Bundesrat ignoriert Europarecht
„Die Aufforderung des Bundesrates an die Bundesregierung, die vorgesehene Anhebung der Mindestbestandszeit einer Ehe zur Begründung eines eigenständigen Aufenthaltsrechts auf drei Jahre im weiteren Gesetzgebungsverfahren noch einmal zu überprüfen, ist angesichts der klaren Rechtsprechung des Europäischen Gerichtshofes unzureichend. Die von der Koalition geplante Verlängerung der Mindestbestandszeit einer Ehe für die Erlangung eines eigenständigen Aufenthaltsrechts von nachgezogenen Ehegatten ist europarechtswidrig und hätte abgelehnt werden müssen", erklärt Sevim Dagdelen anlässlich der heutigen Abstimmung im Bundesrat über eine entsprechende Gesetzesinitiative der Bundesregierung. Die migrationspolitische Sprecherin der Fraktion DIE LINKE weiter:
„Die Bundesregierung muss ihr Gesetzesvorhaben stoppen. Nach dem Urteil des Europäischen Gerichtshofes vom 9. Dezember 2010 zur Auslegung des Assoziationsrechts zwischen der EU und der Türkei (C-300/1/09) verstößt die Erhöhung der Ehebestandszeit von zwei auf drei Jahre gegen Europarecht. Das Assoziationsrecht sieht seit Ende 1980 ein so genanntes Verschlechterungsverbot für türkische Arbeitnehmer vor, demnach die Erteilung von Aufenthaltserlaubnissen nicht erschwert werden darf. Seitdem gewährte Erleichterungen dürfen auch nicht mehr zurückgenommen werden, hat der Gerichtshof nun klar entschieden. Das träfe aber auf die von der Bundesregierung beabsichtigte Verlängerung der Mindestehebestandszeit zu. Diese Regelung verstößt damit gegen Europarecht.

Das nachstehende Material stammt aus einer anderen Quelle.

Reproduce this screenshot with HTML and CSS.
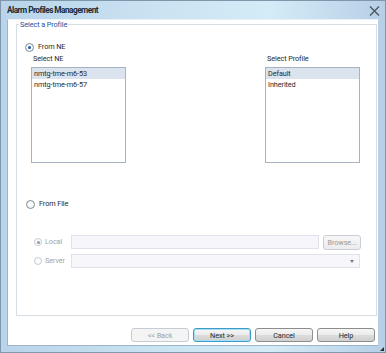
FILE: index.html
```html
<!DOCTYPE html>
<html>
<head>
<meta charset="utf-8">
<link rel="stylesheet" href="styles.css">
</head>
<body>
<div class="window">
  <div class="titlebar">
    <span class="title">Alarm Profiles Management</span>
    <span class="close">
      <svg width="11" height="10" viewBox="0 0 11 10"><path d="M1 0.5 L10 9.5 M10 0.5 L1 9.5" stroke="#4a5864" stroke-width="1.4" fill="none"/></svg>
    </span>
  </div>
  <div class="client">
    <fieldset class="group">
      <legend class="legend">Select a Profile</legend>
      <div class="radio-row from-ne">
        <span class="radio checked"></span><span class="rlabel">From NE</span>
      </div>
      <div class="lists">
        <div class="listcol">
          <div class="caption">Select NE</div>
          <div class="listbox">
            <div class="item sel">nmtg-tme-m6-53</div>
            <div class="item">nmtg-tme-m6-57</div>
          </div>
        </div>
        <div class="listcol">
          <div class="caption">Select Profile</div>
          <div class="listbox">
            <div class="item sel">Default</div>
            <div class="item">Inherited</div>
          </div>
        </div>
      </div>
      <div class="radio-row from-file">
        <span class="radio"></span><span class="rlabel">From File</span>
      </div>
      <div class="file-rows">
        <div class="frow">
          <span class="radio small dis checked"></span><span class="rlabel dis">Local</span>
          <span class="field"></span>
          <span class="browse">Browse...</span>
        </div>
        <div class="frow">
          <span class="radio small dis"></span><span class="rlabel dis">Server</span>
          <span class="combo"><span class="arrow"></span></span>
        </div>
      </div>
    </fieldset>
    <div class="buttons">
      <span class="btn disabled">&lt;&lt; Back</span>
      <span class="btn focus">Next &gt;&gt;</span>
      <span class="btn">Cancel</span>
      <span class="btn">Help</span>
    </div>
  </div>
  <span class="grip"></span>
</div>
</body>
</html>
```
FILE: styles.css
```css
* { box-sizing: border-box; }
html, body { margin: 0; padding: 0; }
body {
  width: 386px; height: 353px; overflow: hidden;
  font-family: Roboto, "Open Sans", sans-serif;
  font-size: 7.3px; letter-spacing: -0.1px; color: #2a2a2a;
}
.window {
  position: relative;
  width: 386px; height: 353px;
  border: 1px solid #7f97ab;
  background: linear-gradient(90deg, #b9d3ea 0%, #c9e3f2 40%, #d3ecf7 70%, #b7cfe6 100%);
  display: flex; flex-direction: column;
}
.titlebar {
  height: 18px; flex: none;
  display: flex; align-items: center; justify-content: space-between;
  padding: 0 5px 0 6px;
}
.title {
  font-family: Roboto, sans-serif;
  font-weight: 700; font-size: 8.3px; color: #1e2a36;
  letter-spacing: -0.55px;
}
.close { display: flex; align-items: center; padding-top: 2px; }
.client {
  flex: 1;
  margin: 0 7px 6px 6px;
  background: #fff;
  border-left: 1px solid #9fb4c6;
  border-bottom: 1px solid #9fb4c6;
  border-top: 1px solid #e8f1f8;
  display: flex; flex-direction: column;
  padding: 0 1px 0 8px;
}
.group {
  margin: 0; padding: 0;
  border: 1px solid #d6dde3;
  height: 296px;
  min-width: 0;
}
.legend {
  padding: 0 1px; margin-left: 2px;
  color: #2552a0; line-height: 9px;
}
.radio-row { display: flex; align-items: center; }
.from-ne { margin: 13px 0 0 8px; height: 10px; }
.radio {
  width: 9px; height: 9px; border-radius: 50%;
  border: 1px solid #7d8b98;
  background: radial-gradient(circle, #ffffff 0%, #eef2f6 100%);
  position: relative;
  flex: none;
}
.radio.checked::after {
  content: ""; position: absolute; left: 2px; top: 2px;
  width: 3px; height: 3px; border-radius: 50%;
  background: #1c56a8;
}
.rlabel { margin-left: 4px; line-height: 10px; }
.lists { display: flex; justify-content: space-between; margin: 2px 16px 0 14px; }
.caption { line-height: 10px; margin-left: 2px; margin-bottom: 3px; }
.listbox {
  width: 95px; height: 96px;
  border: 1px solid #a7b3c0;
  background: #fff;
}
.item { height: 11px; line-height: 11px; padding-left: 2px; }
.item.sel { background: #dbe3ef; }
.from-file { margin: 36px 0 0 9px; height: 10px; }
.file-rows { margin: 26px 0 0 17px; display: flex; flex-direction: column; gap: 5px; }
.frow { display: flex; align-items: center; height: 14px; }
.radio.small { width: 8px; height: 8px; }
.radio.dis { border-color: #c5ccd3; background: #fbfbfc; }
.radio.dis.checked::after { left: 1.5px; top: 1.5px; background: #8f99a6; }
.rlabel.dis { color: #a3a3a3; width: 26px; margin-left: 3px; }
.field {
  width: 248px; height: 14px;
  border: 1px solid #dfe2ea; background: #f7f7fb;
}
.browse {
  margin-left: 4px; width: 38px; height: 15px;
  border: 1px solid #c9ced6; border-radius: 3px;
  background: linear-gradient(#f7f7f7, #ececec);
  color: #9b9b9b;
  display: flex; align-items: center; justify-content: center;
}
.combo {
  width: 289px; height: 14px;
  border: 1px solid #dfe2ea; background: #f7f7fb;
  position: relative;
}
.arrow {
  position: absolute; right: 5px; top: 5px;
  border-left: 2.5px solid transparent; border-right: 2.5px solid transparent;
  border-top: 3px solid #7a7a7a;
}
.buttons {
  display: flex; justify-content: flex-end; gap: 4px;
  padding: 12px 2px 0 0;
}
.btn {
  width: 58px; height: 14px;
  border: 1px solid #8d8d8d; border-radius: 3px;
  background: linear-gradient(#f6f6f6 0%, #ebebeb 50%, #dcdcdc 51%, #d0d0d0 100%);
  display: flex; align-items: center; justify-content: center;
}
.btn.disabled { border-color: #c6ccd4; background: #f4f4f4; color: #a0a0a0; }
.btn.focus { border-color: #3c9cc8; box-shadow: inset 0 0 0 1px #a8def2; }
.grip {
  position: absolute; right: 1px; bottom: 1px;
  width: 0; height: 0;
  border-left: 4px solid transparent;
  border-bottom: 4px solid #2a2a2a;
}
```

Es ist ein Skandal, dass nun Frauen aus Angst vor einer Abschiebung ein Jahr länger in Gewaltverhältnissen oder auch Zwangsehen ausharren sollen. Die Bundesregierung muss ihr Gesetzesvorhaben stoppen, wenn schon nicht aus Interesse an den betroffenen Frauen, dann eben aus europarechtlichen Gründen."